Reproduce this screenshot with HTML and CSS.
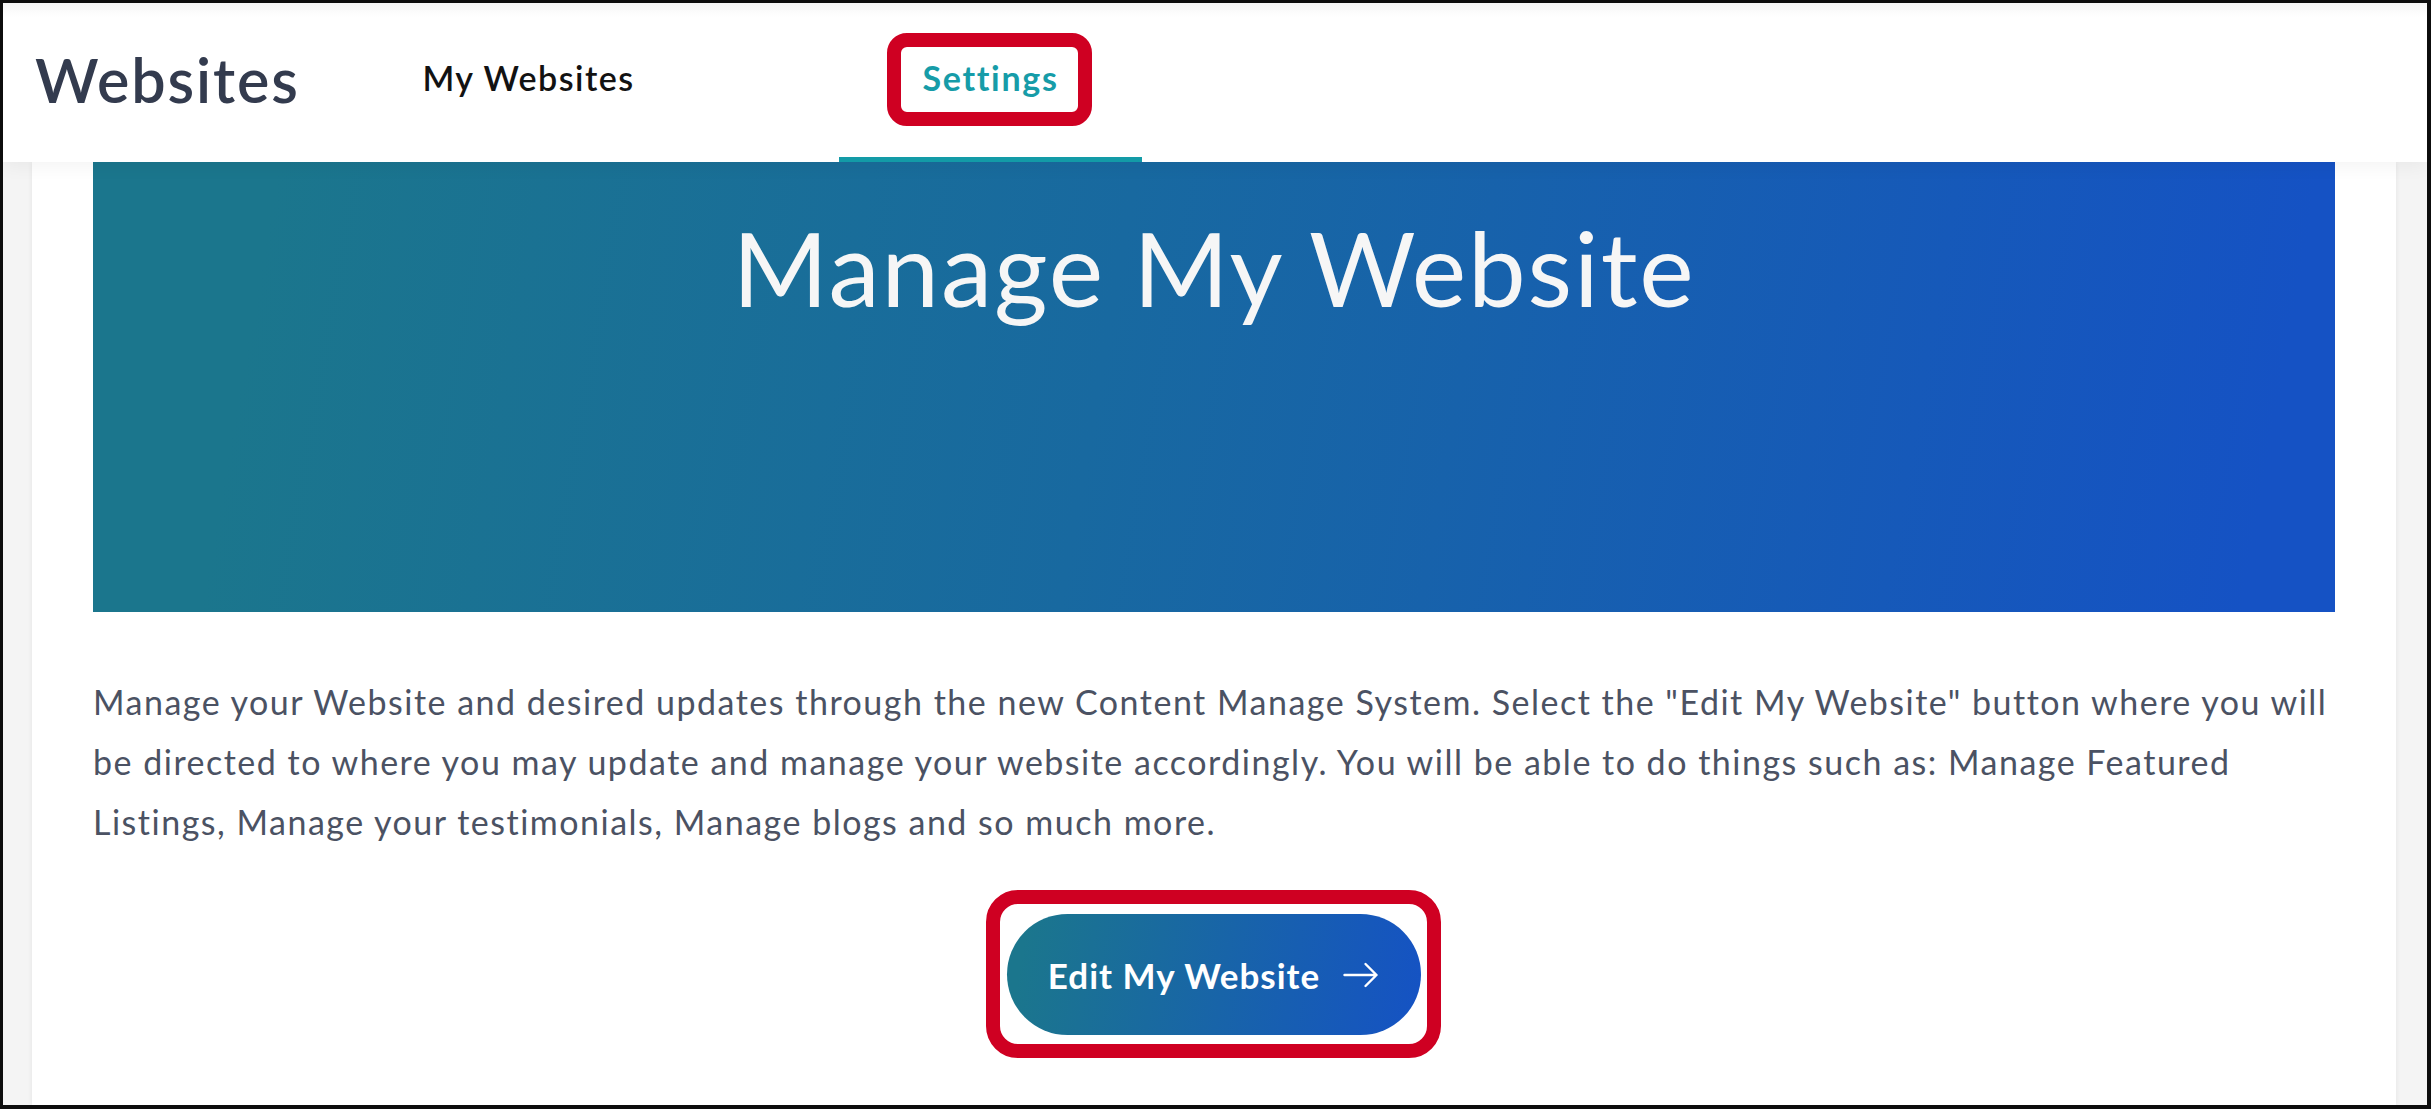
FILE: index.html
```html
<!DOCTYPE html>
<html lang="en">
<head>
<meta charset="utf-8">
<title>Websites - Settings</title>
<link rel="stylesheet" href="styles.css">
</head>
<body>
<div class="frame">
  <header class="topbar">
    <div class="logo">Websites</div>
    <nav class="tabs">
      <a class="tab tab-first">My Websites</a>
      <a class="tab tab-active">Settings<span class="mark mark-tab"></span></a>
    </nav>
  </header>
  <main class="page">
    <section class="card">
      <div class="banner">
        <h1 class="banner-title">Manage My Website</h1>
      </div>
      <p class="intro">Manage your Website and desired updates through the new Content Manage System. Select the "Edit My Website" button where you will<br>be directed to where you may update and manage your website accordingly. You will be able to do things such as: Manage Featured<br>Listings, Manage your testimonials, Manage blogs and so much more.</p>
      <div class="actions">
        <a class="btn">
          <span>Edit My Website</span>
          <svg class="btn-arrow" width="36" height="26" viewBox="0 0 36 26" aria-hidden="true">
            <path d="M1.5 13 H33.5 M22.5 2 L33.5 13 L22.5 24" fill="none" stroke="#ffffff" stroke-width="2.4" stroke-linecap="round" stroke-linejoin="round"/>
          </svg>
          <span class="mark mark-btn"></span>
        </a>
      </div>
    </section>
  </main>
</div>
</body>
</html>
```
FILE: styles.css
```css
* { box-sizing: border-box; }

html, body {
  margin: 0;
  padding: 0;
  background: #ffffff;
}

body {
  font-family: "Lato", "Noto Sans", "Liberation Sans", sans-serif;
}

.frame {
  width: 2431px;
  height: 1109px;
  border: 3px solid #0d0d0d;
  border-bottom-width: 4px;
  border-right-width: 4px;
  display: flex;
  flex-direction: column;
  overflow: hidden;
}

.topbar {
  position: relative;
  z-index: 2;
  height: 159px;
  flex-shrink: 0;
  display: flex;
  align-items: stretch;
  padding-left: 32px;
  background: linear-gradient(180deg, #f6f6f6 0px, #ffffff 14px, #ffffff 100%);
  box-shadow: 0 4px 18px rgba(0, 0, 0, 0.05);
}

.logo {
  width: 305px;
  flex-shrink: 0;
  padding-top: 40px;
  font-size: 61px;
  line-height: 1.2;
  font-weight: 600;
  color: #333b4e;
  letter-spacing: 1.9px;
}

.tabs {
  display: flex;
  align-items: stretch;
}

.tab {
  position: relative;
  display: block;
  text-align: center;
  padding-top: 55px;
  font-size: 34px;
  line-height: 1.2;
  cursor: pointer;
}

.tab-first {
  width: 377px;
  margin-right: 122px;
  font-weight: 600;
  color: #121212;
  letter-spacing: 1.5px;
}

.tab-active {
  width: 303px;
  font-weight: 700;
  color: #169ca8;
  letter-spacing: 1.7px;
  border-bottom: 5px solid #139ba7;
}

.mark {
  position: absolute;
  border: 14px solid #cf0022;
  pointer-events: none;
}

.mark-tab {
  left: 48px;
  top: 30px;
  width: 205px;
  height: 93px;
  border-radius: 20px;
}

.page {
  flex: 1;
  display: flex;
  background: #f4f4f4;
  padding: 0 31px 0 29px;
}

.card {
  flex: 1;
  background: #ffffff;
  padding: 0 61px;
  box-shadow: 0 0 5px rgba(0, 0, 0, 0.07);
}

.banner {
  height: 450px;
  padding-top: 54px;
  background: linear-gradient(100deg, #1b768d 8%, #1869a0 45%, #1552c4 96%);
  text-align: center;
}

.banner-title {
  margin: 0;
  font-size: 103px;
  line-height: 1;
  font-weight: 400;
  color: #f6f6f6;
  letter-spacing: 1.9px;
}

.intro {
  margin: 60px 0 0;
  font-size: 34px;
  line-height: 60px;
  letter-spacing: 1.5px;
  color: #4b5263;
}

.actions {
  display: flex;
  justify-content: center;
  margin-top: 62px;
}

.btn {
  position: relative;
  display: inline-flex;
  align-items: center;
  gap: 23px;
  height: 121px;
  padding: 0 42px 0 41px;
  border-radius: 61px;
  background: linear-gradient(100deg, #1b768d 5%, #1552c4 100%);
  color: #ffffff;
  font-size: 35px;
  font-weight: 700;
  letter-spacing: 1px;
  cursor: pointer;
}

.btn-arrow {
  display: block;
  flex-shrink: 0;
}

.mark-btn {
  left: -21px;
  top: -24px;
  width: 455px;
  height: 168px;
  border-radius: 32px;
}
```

* **TASK**
Leave out the pictures and retype every line above exactly.

* **SOLUTION TO THIS PROBLEM**
Reproduce this screenshot with HTML and CSS.
FILE: index.html
```html
<!DOCTYPE html>
<html lang="en">
<head>
<meta charset="utf-8">
<title>Websites - Settings</title>
<link rel="stylesheet" href="styles.css">
</head>
<body>
<div class="frame">
  <header class="topbar">
    <div class="logo">Websites</div>
    <nav class="tabs">
      <a class="tab tab-first">My Websites</a>
      <a class="tab tab-active">Settings<span class="mark mark-tab"></span></a>
    </nav>
  </header>
  <main class="page">
    <section class="card">
      <div class="banner">
        <h1 class="banner-title">Manage My Website</h1>
      </div>
      <p class="intro">Manage your Website and desired updates through the new Content Manage System. Select the "Edit My Website" button where you will<br>be directed to where you may update and manage your website accordingly. You will be able to do things such as: Manage Featured<br>Listings, Manage your testimonials, Manage blogs and so much more.</p>
      <div class="actions">
        <a class="btn">
          <span>Edit My Website</span>
          <svg class="btn-arrow" width="36" height="26" viewBox="0 0 36 26" aria-hidden="true">
            <path d="M1.5 13 H33.5 M22.5 2 L33.5 13 L22.5 24" fill="none" stroke="#ffffff" stroke-width="2.4" stroke-linecap="round" stroke-linejoin="round"/>
          </svg>
          <span class="mark mark-btn"></span>
        </a>
      </div>
    </section>
  </main>
</div>
</body>
</html>
```
FILE: styles.css
```css
* { box-sizing: border-box; }

html, body {
  margin: 0;
  padding: 0;
  background: #ffffff;
}

body {
  font-family: "Lato", "Noto Sans", "Liberation Sans", sans-serif;
}

.frame {
  width: 2431px;
  height: 1109px;
  border: 3px solid #0d0d0d;
  border-bottom-width: 4px;
  border-right-width: 4px;
  display: flex;
  flex-direction: column;
  overflow: hidden;
}

.topbar {
  position: relative;
  z-index: 2;
  height: 159px;
  flex-shrink: 0;
  display: flex;
  align-items: stretch;
  padding-left: 32px;
  background: linear-gradient(180deg, #f6f6f6 0px, #ffffff 14px, #ffffff 100%);
  box-shadow: 0 4px 18px rgba(0, 0, 0, 0.05);
}

.logo {
  width: 305px;
  flex-shrink: 0;
  padding-top: 40px;
  font-size: 61px;
  line-height: 1.2;
  font-weight: 600;
  color: #333b4e;
  letter-spacing: 1.9px;
}

.tabs {
  display: flex;
  align-items: stretch;
}

.tab {
  position: relative;
  display: block;
  text-align: center;
  padding-top: 55px;
  font-size: 34px;
  line-height: 1.2;
  cursor: pointer;
}

.tab-first {
  width: 377px;
  margin-right: 122px;
  font-weight: 600;
  color: #121212;
  letter-spacing: 1.5px;
}

.tab-active {
  width: 303px;
  font-weight: 700;
  color: #169ca8;
  letter-spacing: 1.7px;
  border-bottom: 5px solid #139ba7;
}

.mark {
  position: absolute;
  border: 14px solid #cf0022;
  pointer-events: none;
}

.mark-tab {
  left: 48px;
  top: 30px;
  width: 205px;
  height: 93px;
  border-radius: 20px;
}

.page {
  flex: 1;
  display: flex;
  background: #f4f4f4;
  padding: 0 31px 0 29px;
}

.card {
  flex: 1;
  background: #ffffff;
  padding: 0 61px;
  box-shadow: 0 0 5px rgba(0, 0, 0, 0.07);
}

.banner {
  height: 450px;
  padding-top: 54px;
  background: linear-gradient(100deg, #1b768d 8%, #1869a0 45%, #1552c4 96%);
  text-align: center;
}

.banner-title {
  margin: 0;
  font-size: 103px;
  line-height: 1;
  font-weight: 400;
  color: #f6f6f6;
  letter-spacing: 1.9px;
}

.intro {
  margin: 60px 0 0;
  font-size: 34px;
  line-height: 60px;
  letter-spacing: 1.5px;
  color: #4b5263;
}

.actions {
  display: flex;
  justify-content: center;
  margin-top: 62px;
}

.btn {
  position: relative;
  display: inline-flex;
  align-items: center;
  gap: 23px;
  height: 121px;
  padding: 0 42px 0 41px;
  border-radius: 61px;
  background: linear-gradient(100deg, #1b768d 5%, #1552c4 100%);
  color: #ffffff;
  font-size: 35px;
  font-weight: 700;
  letter-spacing: 1px;
  cursor: pointer;
}

.btn-arrow {
  display: block;
  flex-shrink: 0;
}

.mark-btn {
  left: -21px;
  top: -24px;
  width: 455px;
  height: 168px;
  border-radius: 32px;
}
```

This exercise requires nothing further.